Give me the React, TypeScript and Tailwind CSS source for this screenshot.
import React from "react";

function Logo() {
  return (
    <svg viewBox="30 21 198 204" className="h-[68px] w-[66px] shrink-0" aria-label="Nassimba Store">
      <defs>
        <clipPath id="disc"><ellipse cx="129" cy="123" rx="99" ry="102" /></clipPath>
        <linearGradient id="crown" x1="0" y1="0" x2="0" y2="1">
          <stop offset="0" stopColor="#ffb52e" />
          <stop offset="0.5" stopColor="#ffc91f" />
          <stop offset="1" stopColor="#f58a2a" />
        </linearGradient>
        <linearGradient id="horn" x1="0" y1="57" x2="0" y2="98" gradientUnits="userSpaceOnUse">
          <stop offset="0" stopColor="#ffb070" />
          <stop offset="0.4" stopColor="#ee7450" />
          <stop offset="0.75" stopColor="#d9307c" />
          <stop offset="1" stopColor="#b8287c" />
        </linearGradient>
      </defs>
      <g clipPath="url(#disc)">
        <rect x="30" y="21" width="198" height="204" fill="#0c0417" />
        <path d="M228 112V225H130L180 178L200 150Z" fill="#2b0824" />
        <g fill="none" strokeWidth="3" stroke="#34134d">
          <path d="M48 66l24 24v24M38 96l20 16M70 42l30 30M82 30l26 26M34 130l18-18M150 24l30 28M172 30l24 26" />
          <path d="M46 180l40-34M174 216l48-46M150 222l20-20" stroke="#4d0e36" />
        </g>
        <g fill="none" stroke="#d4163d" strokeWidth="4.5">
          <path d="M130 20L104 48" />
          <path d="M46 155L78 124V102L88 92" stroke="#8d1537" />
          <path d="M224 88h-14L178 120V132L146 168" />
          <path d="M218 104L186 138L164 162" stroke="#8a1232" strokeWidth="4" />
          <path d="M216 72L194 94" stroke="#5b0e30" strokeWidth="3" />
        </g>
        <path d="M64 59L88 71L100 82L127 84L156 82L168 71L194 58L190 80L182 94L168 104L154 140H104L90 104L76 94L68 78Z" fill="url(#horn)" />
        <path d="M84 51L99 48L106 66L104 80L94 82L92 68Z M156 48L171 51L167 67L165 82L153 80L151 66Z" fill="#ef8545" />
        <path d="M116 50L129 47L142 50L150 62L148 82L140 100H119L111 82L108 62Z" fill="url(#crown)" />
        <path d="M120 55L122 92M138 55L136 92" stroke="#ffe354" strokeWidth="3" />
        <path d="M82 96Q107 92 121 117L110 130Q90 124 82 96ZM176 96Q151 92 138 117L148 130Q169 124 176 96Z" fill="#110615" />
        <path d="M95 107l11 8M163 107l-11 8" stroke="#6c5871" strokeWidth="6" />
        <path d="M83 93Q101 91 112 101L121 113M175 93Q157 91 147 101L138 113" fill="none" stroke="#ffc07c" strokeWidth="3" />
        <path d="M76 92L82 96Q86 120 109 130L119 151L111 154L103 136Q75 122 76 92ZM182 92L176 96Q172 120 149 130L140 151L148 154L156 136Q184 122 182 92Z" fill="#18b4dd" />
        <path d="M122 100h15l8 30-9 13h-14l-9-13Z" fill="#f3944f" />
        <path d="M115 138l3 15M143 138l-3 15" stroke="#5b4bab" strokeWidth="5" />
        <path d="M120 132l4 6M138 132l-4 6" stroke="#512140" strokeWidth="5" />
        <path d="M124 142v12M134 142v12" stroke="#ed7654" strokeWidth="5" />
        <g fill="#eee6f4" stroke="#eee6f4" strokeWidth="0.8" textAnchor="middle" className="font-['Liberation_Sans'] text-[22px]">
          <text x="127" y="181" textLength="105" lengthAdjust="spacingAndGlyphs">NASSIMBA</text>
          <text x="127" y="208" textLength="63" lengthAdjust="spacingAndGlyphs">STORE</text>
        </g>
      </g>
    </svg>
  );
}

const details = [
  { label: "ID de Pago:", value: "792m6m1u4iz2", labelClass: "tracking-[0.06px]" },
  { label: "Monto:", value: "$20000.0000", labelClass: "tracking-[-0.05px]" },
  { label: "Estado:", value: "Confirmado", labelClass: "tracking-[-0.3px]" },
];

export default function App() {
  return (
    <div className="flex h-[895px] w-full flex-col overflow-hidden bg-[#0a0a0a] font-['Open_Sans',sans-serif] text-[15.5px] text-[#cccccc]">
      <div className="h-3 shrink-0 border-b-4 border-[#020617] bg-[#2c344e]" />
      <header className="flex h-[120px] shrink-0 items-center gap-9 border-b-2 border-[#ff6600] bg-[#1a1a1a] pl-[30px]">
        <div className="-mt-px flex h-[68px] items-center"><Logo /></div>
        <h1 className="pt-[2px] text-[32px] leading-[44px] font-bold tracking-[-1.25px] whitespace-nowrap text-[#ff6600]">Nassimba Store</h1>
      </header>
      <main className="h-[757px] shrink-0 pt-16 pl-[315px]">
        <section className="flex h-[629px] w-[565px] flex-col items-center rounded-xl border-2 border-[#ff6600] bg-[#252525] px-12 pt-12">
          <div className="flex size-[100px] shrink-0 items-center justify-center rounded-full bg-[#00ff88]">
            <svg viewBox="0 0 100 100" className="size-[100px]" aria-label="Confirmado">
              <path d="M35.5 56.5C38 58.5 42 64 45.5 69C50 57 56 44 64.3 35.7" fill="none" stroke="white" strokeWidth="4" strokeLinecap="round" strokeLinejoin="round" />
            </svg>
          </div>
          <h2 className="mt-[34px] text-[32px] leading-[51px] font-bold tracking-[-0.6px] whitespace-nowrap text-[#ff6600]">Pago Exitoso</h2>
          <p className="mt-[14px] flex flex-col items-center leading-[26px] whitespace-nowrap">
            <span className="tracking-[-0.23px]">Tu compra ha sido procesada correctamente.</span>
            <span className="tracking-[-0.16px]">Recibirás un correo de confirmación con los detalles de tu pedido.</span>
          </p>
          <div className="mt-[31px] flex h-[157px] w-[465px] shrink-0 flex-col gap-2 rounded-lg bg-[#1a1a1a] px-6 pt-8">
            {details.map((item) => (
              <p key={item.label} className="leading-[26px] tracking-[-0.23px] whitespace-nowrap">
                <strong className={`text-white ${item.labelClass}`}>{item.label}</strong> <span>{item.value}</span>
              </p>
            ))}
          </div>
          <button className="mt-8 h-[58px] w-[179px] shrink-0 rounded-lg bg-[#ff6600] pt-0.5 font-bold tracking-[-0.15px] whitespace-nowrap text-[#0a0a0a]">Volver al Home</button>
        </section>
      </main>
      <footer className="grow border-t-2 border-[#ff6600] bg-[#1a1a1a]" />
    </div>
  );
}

++++++++++++++++++++

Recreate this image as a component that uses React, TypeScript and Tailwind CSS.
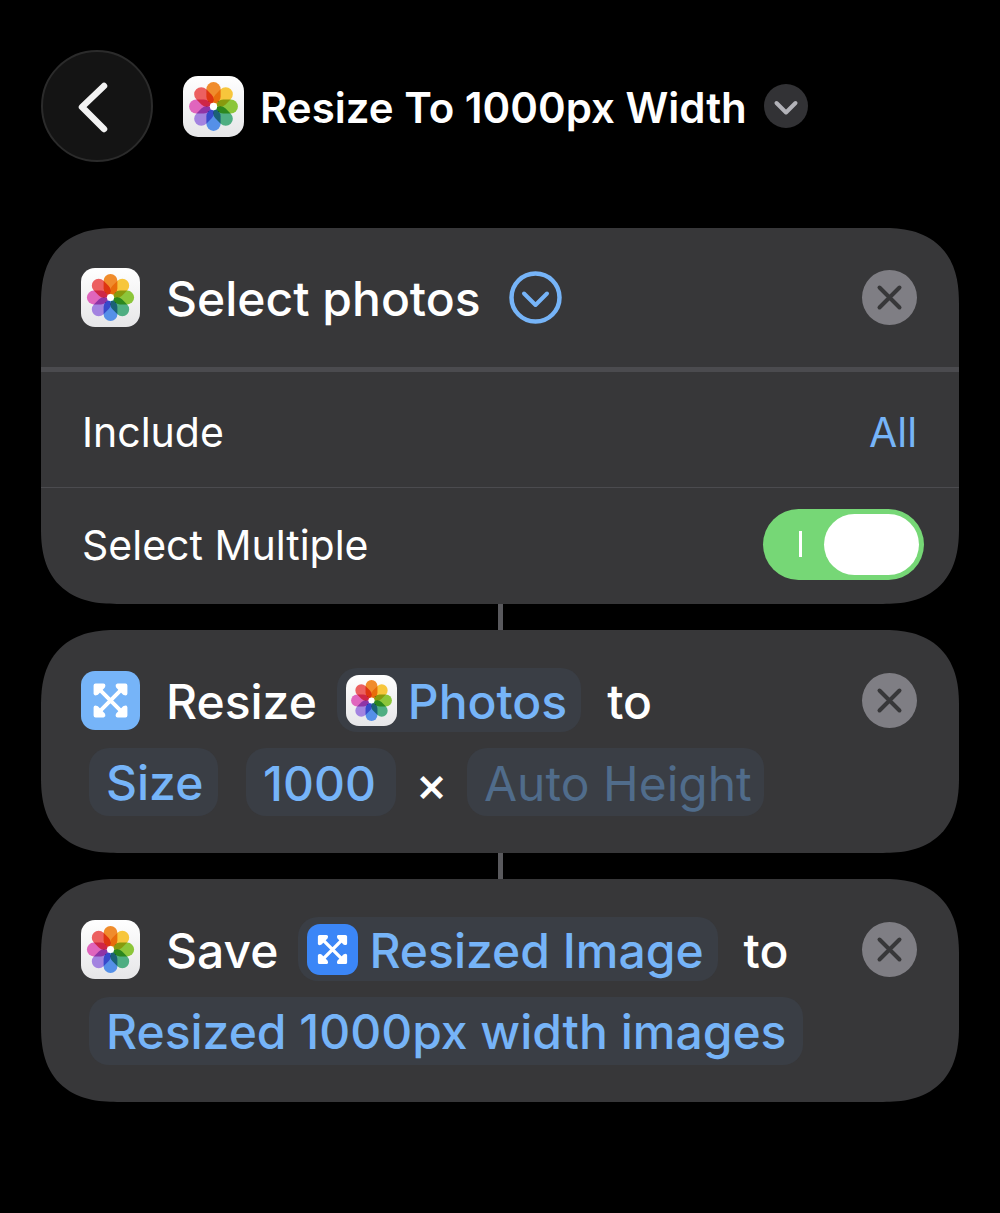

++++++++++++++++++++

◆ **TASK OBJECTIVE**
Above is a listing; print exactly its lines from the one with "Give me the" through the one with "import React from", and no other lines.

◆ **OUTPUT FOR THIS EXERCISE**
Give me the React, TypeScript and Tailwind CSS source for this screenshot.
import React from "react";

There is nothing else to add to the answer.